Thursday, March 19, 2009

Aguirre


Aguirre, the Wrath of God

Few images in film history are as hauntingly indelible as the final scene of Aguirre, The Wrath of God. Werner Herzog’s 1972 masterpiece stars Klaus Kinski as the unhinged Conquistador Lope de Aguirre, who, driven mad by the double allure of gold and power, leads a small band of Spaniards and their Indian slaves deep into the Amazon and into the depths of madness. Aguirre, now the only one left alive on his raft, aside from a herd of monkeys, dreams of reaching the sea, saying, “we’ll build a bigger ship” and seize the island of Trinidad from the Spanish Crown. As Aguirre rants about marrying his daughter and founding a “pure dynasty” to rule the entire continent, even the monkeys desert him, jumping into the river and swimming to shore to escape his doomed madness. The camera circles the raft as Aguirre is left standing there, drifting down the river, left with nothing but his illusions of grandeur.

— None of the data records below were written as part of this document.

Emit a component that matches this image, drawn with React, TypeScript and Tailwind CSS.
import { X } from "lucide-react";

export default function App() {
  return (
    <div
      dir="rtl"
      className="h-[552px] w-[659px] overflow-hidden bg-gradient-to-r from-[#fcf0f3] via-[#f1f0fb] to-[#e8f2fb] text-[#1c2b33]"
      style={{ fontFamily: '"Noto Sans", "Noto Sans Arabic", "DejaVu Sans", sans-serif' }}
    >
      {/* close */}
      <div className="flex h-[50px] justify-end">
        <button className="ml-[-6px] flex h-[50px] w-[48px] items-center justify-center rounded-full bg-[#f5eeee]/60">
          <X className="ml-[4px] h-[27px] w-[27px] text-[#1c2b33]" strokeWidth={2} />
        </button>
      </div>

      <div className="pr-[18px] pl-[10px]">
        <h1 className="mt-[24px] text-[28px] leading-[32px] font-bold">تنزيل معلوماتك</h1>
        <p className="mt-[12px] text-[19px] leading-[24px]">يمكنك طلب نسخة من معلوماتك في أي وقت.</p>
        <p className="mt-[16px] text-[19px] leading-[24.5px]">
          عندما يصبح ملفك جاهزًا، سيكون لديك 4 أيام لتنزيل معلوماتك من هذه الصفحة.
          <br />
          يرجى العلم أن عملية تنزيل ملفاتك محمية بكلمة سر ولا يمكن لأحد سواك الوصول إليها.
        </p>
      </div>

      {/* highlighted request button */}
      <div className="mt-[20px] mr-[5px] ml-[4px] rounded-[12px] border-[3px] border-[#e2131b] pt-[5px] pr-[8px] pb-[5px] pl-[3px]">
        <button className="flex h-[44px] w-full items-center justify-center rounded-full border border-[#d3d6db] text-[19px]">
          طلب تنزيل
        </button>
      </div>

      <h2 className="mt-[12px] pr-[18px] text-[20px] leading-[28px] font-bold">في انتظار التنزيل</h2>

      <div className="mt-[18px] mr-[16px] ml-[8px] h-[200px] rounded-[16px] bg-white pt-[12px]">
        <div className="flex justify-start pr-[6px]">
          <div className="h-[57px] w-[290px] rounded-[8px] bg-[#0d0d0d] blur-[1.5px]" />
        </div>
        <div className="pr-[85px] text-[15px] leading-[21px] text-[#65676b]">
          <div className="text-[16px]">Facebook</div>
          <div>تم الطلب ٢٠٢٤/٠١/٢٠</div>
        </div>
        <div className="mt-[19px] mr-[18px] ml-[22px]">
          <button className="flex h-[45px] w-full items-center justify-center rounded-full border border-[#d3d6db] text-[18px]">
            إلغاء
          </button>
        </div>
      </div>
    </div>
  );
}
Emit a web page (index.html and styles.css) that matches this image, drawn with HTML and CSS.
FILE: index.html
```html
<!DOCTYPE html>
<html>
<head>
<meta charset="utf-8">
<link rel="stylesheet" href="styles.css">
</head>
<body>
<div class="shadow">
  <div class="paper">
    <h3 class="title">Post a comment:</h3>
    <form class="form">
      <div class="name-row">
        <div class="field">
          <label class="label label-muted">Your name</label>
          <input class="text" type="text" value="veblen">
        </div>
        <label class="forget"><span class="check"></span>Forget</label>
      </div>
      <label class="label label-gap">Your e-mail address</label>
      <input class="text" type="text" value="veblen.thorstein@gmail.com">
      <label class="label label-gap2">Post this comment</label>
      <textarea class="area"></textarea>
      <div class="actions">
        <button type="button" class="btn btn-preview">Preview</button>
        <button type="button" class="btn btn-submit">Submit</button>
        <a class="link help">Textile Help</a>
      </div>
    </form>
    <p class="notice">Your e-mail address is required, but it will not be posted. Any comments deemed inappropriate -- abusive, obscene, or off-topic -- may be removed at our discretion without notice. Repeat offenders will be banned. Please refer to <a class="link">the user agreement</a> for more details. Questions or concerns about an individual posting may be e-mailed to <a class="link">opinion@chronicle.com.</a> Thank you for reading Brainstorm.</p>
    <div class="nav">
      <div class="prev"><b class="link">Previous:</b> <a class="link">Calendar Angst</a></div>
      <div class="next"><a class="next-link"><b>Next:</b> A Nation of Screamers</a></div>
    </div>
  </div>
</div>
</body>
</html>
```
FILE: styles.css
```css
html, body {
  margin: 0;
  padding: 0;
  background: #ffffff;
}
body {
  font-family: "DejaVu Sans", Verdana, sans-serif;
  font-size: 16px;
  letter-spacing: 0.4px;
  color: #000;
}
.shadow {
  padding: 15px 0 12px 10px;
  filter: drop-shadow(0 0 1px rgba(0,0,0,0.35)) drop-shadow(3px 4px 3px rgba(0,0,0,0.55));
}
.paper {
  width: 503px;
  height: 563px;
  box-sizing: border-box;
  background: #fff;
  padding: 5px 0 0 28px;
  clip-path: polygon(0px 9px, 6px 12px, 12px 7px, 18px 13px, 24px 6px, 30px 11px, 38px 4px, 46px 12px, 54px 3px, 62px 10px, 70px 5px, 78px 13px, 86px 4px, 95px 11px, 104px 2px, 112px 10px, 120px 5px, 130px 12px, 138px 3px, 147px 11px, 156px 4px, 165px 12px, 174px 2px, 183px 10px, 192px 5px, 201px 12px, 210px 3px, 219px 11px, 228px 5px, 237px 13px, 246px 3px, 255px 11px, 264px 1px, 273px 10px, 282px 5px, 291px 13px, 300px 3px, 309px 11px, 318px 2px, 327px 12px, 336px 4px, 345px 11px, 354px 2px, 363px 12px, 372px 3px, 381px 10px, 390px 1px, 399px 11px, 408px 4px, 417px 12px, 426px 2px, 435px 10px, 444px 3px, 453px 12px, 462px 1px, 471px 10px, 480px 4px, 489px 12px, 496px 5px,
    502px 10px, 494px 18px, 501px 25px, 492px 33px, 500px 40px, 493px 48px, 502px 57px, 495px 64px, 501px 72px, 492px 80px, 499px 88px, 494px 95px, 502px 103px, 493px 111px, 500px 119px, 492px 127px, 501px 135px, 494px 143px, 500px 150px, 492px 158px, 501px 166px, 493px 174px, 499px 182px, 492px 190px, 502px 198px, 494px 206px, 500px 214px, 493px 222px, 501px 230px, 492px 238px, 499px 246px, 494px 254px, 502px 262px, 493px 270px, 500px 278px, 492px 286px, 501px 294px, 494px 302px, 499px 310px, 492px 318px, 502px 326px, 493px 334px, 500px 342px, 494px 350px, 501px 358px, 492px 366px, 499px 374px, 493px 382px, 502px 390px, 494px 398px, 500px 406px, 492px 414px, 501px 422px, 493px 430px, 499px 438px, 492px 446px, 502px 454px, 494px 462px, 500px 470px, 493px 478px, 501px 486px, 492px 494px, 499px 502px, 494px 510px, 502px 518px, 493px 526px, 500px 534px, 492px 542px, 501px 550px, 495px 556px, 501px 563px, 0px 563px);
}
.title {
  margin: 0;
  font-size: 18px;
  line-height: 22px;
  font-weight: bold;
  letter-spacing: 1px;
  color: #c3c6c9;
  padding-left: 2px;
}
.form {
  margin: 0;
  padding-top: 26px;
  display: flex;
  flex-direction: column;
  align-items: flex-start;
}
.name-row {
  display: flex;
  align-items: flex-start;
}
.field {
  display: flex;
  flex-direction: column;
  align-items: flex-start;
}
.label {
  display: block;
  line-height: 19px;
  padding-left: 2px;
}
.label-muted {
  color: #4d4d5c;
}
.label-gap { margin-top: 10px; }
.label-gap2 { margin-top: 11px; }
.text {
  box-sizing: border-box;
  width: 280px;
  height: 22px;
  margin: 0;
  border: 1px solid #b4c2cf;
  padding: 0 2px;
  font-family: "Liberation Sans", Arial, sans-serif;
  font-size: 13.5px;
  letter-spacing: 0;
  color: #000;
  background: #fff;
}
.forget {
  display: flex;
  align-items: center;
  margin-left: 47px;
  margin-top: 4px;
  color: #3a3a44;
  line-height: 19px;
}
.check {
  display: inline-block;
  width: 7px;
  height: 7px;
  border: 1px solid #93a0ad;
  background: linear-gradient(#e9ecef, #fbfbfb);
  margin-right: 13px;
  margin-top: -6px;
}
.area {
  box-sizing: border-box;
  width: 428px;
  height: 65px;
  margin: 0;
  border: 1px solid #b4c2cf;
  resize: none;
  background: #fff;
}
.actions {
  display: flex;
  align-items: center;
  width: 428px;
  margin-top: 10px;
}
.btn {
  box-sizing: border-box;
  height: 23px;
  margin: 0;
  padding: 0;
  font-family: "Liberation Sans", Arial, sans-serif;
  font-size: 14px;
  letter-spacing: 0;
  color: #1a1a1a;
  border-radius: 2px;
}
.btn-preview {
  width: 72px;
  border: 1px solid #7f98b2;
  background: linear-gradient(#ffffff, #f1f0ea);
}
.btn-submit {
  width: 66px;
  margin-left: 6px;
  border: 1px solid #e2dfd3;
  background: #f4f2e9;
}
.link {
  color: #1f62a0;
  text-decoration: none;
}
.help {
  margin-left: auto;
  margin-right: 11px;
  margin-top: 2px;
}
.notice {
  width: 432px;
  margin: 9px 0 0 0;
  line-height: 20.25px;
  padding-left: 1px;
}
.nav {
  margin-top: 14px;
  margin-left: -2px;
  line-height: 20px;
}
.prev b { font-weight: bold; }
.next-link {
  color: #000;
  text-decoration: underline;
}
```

Herzog’s film is full of delirious images like this one, yet the film’s madness is meticulously arranged. Everything about Aguirre, from Kinski’s queer loping gait to the visual dichotomies portrayed between the ladies’ and palanquins and the mud and inimical jungle, recommends a removal from our own reality and an immersion in another. In many ways, the film seems meant to transport the viewer not just to an exotic place and distant past - as films like Gladiator or Elizabeth do, telling stories based on modern ideas about storytelling and social interactions, which happen to take place in the past - but to convey the viewer to an entirely alternate mindset altogether. Herzog uses the trickery of cinema to create for his audience the illusion of themselves being a conquistador, and witnessing the cutting blade of history for oneself, and not through some coeval’s cinematic lens. The sparsity of dialogue and hypnotic quality of the film’s score - an intoxicating mingling of electronics, chants and Andean flute by the influential German progressive band Popol Vuh - sends the viewer into a fugue, in which the walls of our world seem to open up, and the boundaries separating us from the world of Aguirre and sixteenth century Peru are broken.

Aguirre opens with a shot showing an ethereal otherworld of craggy peaks, out of which emerges a ridge of mist-shrouded viridescent Andean foothills, along which a plodding, seemingly endless line of figures make their way. The score marries two sustained whorls of sound, one of human voices and the other of synthesizer, creating an eddy which sucks in the viewer and holds him immersed, just as one of the expedition’s rafts becomes trapped in an eddy on the impetuous Huallaga early in the voyage. The details of the plot - the framing device of the monk Gaspar de Carvajal’s journals, the expedition’s search for El Dorado, even the Machiavellian plotting by Aguirre to seize command from Don Pedro - are ultimately inconsequential and irrelevant. It is no criticism to say that the plot of Aguirre is not the thing one remembers about it. The film captures the profound emotional impact of arriving in a truly New World, five thousand miles away from your home, where the sound of your language has never been heard and the color of your skin has never been seen.